### Required task
Locate every line in the material below that has the word "React". Copy each of those lines.

### Data segment
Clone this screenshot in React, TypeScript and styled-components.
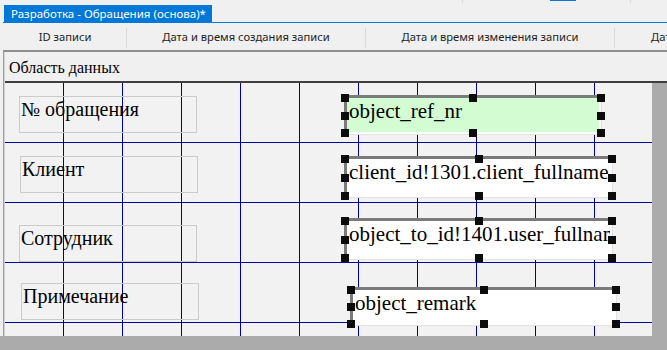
import React from "react";
import styled, { createGlobalStyle } from "styled-components";

const GlobalStyle = createGlobalStyle`
  html, body {
    margin: 0;
    padding: 0;
    background: #f0f0f0;
  }
  body {
    overflow: hidden;
  }
`;

const Window = styled.div`
  width: 667px;
  height: 350px;
  display: flex;
  flex-direction: column;
  background: #f0f0f0;
  overflow: hidden;
  font-family: "Noto Sans", "Liberation Sans", sans-serif;
`;

const TopEdge = styled.div`
  height: 5px;
  flex: none;
  display: flex;
  align-items: flex-start;
  padding-left: 462px;
`;

const EdgeMark = styled.span<{ $w: number; $gap: number; $blue?: boolean }>`
  display: block;
  width: ${(p) => p.$w}px;
  height: ${(p) => (p.$blue ? 1 : 2)}px;
  margin-left: ${(p) => p.$gap}px;
  background: ${(p) => (p.$blue ? "#0078d7" : "#d6d6d6")};
`;

const TabBar = styled.div`
  height: 17px;
  flex: none;
  display: flex;
  padding-left: 4px;
`;

const Tab = styled.div`
  background: #0078d7;
  color: #ffffff;
  font-size: 11.5px;
  line-height: 17px;
  padding: 0 6px 0 7px;
  white-space: nowrap;
`;

const TabLine = styled.div`
  height: 1px;
  flex: none;
  margin-left: 3px;
  background: #0078d7;
`;

const Header = styled.div`
  height: 27px;
  flex: none;
  display: flex;
  padding-left: 4px;
  overflow: hidden;
`;

const HeaderCell = styled.div<{ $w: number; $pad?: number }>`
  flex: none;
  width: ${(p) => p.$w}px;
  display: flex;
  align-items: center;
  justify-content: ${(p) => (p.$pad !== undefined ? "flex-start" : "center")};
  padding-left: ${(p) => p.$pad ?? 0}px;
  box-sizing: border-box;
  font-size: 11.2px;
  color: #1e1e1e;
  white-space: nowrap;
  padding-bottom: 1px;
`;

const HeaderSep = styled.div`
  flex: none;
  width: 1px;
  margin: 5px 0 2px;
  background: #d9d9d9;
`;

const DataFrame = styled.div`
  flex: 1;
  min-height: 0;
  display: flex;
  flex-direction: column;
  margin-left: 3px;
  border-left: 1px solid #9d9d9d;
  border-top: 2px solid #8e8e8e;
  padding-left: 1px;
  background: #d3d3d3;
`;

const SectionHeader = styled.div`
  flex: none;
  height: 29px;
  box-sizing: content-box;
  border-bottom: 2px solid #3e3e3e;
  background: #f0f0f0;
  padding-left: 4px;
  font-family: "Liberation Serif", "Times New Roman", serif;
  font-size: 16px;
  line-height: 27px;
  color: #000;
  & > span {
    display: block;
    margin-top: 2px;
  }
`;

const DesignRow = styled.div`
  flex: 1;
  min-height: 0;
  display: flex;
`;

const Surface = styled.div`
  flex: none;
  width: 647px;
  display: flex;
  flex-direction: column;
  overflow: hidden;
  background-color: #f2f2f2;
  background-image: linear-gradient(to right, transparent 58px, #0000a0 58px),
    linear-gradient(to bottom, transparent 59px, #0000a0 59px);
  background-size: 59px 100%, 100% 60px;
  background-repeat: repeat-x, repeat-y;
`;

const ScrollV = styled.div`
  flex: 1;
  background: #ababab;
`;

const BottomBar = styled.div`
  height: 14px;
  flex: none;
  background: #ababab;
`;

const Row = styled.div`
  flex: none;
  height: 60px;
  display: flex;
  align-items: flex-start;
`;

const Label = styled.div<{ $top: number; $left: number }>`
  flex: none;
  margin-top: ${(p) => p.$top}px;
  margin-left: ${(p) => p.$left}px;
  width: 178px;
  height: 37px;
  box-sizing: border-box;
  border: 1px solid #cbcbcb;
  padding: 1px 0 0 1px;
  font-family: "Liberation Serif", "Times New Roman", serif;
  font-size: 20px;
  color: #000;
  white-space: nowrap;
`;

const FieldFrame = styled.div<{ $top: number; $left: number; $w: number; $h: number }>`
  flex: none;
  position: relative;
  margin-top: ${(p) => p.$top}px;
  margin-left: ${(p) => p.$left}px;
  width: ${(p) => p.$w}px;
  height: ${(p) => p.$h}px;
  box-sizing: border-box;
  padding: 1px 4px 3px 3px;
`;

const FieldBox = styled.div<{ $fill: string }>`
  height: 100%;
  box-sizing: border-box;
  background: ${(p) => p.$fill};
  border-top: 3px solid #7b7b7b;
  border-left: 3px solid #7b7b7b;
  border-right: 2px solid #ffffff;
  border-bottom: 2px solid #ffffff;
  box-shadow: 1px 1px 0 #e2e2e2;
  padding: 1px 0 0 2px;
  font-family: "Liberation Serif", "Times New Roman", serif;
  font-size: 21px;
  color: #000;
  white-space: nowrap;
  overflow: hidden;
`;

const Handle = styled.span<{ $x: "l" | "c" | "r"; $y: "t" | "m" | "b" }>`
  position: absolute;
  width: 8px;
  height: 8px;
  background: #0c0c0c;
  left: ${(p) => (p.$x === "l" ? "0" : p.$x === "c" ? "calc(50% - 4px)" : "calc(100% - 8px)")};
  top: ${(p) => (p.$y === "t" ? "0" : p.$y === "m" ? "calc(50% - 4px)" : "calc(100% - 8px)")};
`;

type FieldSpec = {
  label: string;
  labelTop: number;
  labelLeft: number;
  field: string;
  fieldTop: number;
  fieldLeft: number;
  w: number;
  h: number;
  fill: string;
};

const rows: FieldSpec[] = [
  { label: "№ обращения", labelTop: 13, labelLeft: 14, field: "object_ref_nr", fieldTop: 11, fieldLeft: 144, w: 264, h: 43, fill: "#d3fcd3" },
  { label: "Клиент", labelTop: 13, labelLeft: 15, field: "client_id!1301.client_fullname", fieldTop: 12, fieldLeft: 143, w: 275, h: 45, fill: "#ffffff" },
  { label: "Сотрудник", labelTop: 22, labelLeft: 14, field: "object_to_id!1401.user_fullname", fieldTop: 14, fieldLeft: 144, w: 275, h: 45, fill: "#ffffff" },
  { label: "Примечание", labelTop: 20, labelLeft: 16, field: "object_remark", fieldTop: 23, fieldLeft: 148, w: 273, h: 42, fill: "#ffffff" },
];

const handles: Array<["l" | "c" | "r", "t" | "m" | "b"]> = [
  ["l", "t"], ["c", "t"], ["r", "t"],
  ["l", "m"], ["r", "m"],
  ["l", "b"], ["c", "b"], ["r", "b"],
];

export default function App() {
  return (
    <Window>
      <GlobalStyle />
      <TopEdge>
        <EdgeMark $w={1} $gap={0} />
        <EdgeMark $w={26} $gap={87} $blue />
        <EdgeMark $w={1} $gap={54} />
      </TopEdge>
      <TabBar>
        <Tab>Разработка - Обращения (основа)*</Tab>
      </TabBar>
      <TabLine />
      <Header>
        <HeaderCell $w={122}>ID записи</HeaderCell>
        <HeaderSep />
        <HeaderCell $w={238}>Дата и время создания записи</HeaderCell>
        <HeaderSep />
        <HeaderCell $w={248}>Дата и время изменения записи</HeaderCell>
        <HeaderSep />
        <HeaderCell $w={250} $pad={36}>Дата и время удаления записи</HeaderCell>
      </Header>
      <DataFrame>
        <SectionHeader>
          <span>Область данных</span>
        </SectionHeader>
        <DesignRow>
          <Surface>
            {rows.map((r) => (
              <Row key={r.field}>
                <Label $top={r.labelTop} $left={r.labelLeft}>
                  {r.label}
                </Label>
                <FieldFrame $top={r.fieldTop} $left={r.fieldLeft} $w={r.w} $h={r.h}>
                  <FieldBox $fill={r.fill}>{r.field}</FieldBox>
                  {handles.map(([x, y]) => (
                    <Handle key={x + y} $x={x} $y={y} />
                  ))}
                </FieldFrame>
              </Row>
            ))}
          </Surface>
          <ScrollV />
        </DesignRow>
      </DataFrame>
      <BottomBar />
    </Window>
  );
}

### Task solution
Clone this screenshot in React, TypeScript and styled-components.
import React from "react";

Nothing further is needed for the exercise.